Problem statement - No pictures go into the copy. Write out exactly the lines below from the one containing "Generate a component" through the one containing "import React from".

[START Data supplied]

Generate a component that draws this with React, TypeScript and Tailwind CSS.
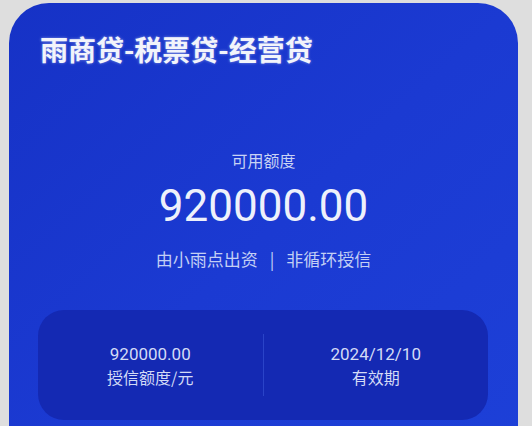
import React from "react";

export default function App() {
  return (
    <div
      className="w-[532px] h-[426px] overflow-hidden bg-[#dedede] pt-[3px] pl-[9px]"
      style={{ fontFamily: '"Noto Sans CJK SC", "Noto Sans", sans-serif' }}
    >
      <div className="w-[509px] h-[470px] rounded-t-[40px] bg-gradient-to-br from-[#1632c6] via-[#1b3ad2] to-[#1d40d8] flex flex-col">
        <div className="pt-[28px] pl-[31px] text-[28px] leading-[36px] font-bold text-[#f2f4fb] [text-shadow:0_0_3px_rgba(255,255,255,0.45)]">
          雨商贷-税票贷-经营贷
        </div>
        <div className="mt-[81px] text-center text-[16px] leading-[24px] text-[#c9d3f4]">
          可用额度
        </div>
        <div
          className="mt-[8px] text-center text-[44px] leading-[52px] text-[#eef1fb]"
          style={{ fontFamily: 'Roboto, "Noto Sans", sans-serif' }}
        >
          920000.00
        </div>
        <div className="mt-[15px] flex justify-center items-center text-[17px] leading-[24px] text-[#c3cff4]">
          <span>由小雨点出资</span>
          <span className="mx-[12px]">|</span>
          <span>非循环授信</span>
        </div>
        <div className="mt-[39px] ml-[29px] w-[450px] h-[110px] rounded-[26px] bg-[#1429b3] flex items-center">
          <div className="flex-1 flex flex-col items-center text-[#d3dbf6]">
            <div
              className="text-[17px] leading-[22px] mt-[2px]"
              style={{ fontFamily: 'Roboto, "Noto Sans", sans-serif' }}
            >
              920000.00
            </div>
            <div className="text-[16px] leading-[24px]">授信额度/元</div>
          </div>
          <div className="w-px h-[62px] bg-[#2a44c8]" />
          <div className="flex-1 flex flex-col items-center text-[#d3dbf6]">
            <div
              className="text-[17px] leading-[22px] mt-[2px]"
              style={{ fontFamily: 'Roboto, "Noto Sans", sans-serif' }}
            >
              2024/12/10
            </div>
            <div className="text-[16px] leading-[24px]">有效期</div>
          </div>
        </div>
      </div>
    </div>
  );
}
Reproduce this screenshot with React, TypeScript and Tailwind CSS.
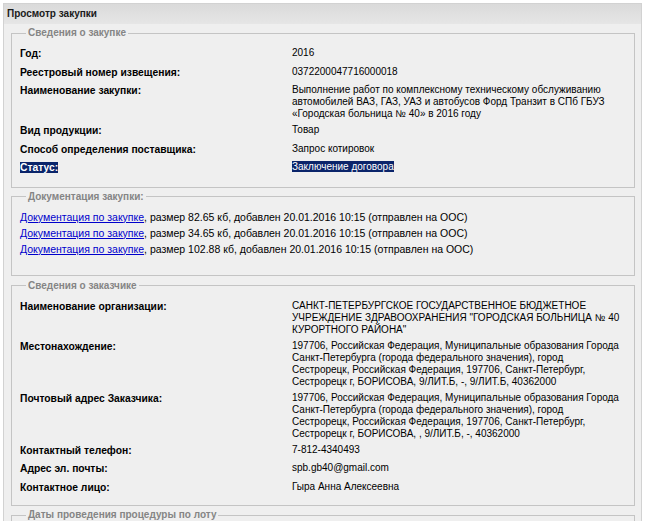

[END Data supplied]
[START Data supplied]

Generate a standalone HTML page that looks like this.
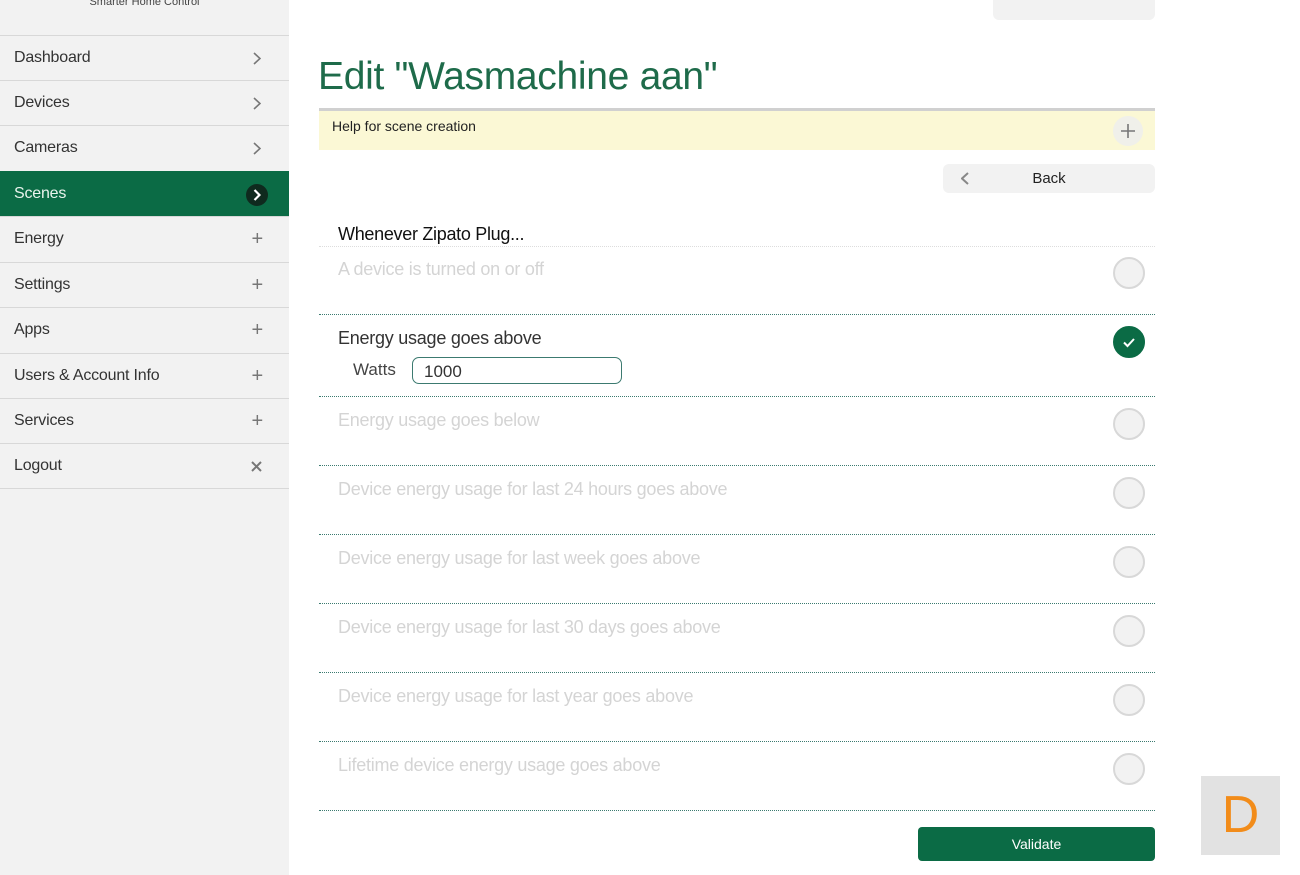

[END Data supplied]

Answer to the problem -
Generate a component that draws this with React, TypeScript and Tailwind CSS.
import React from "react";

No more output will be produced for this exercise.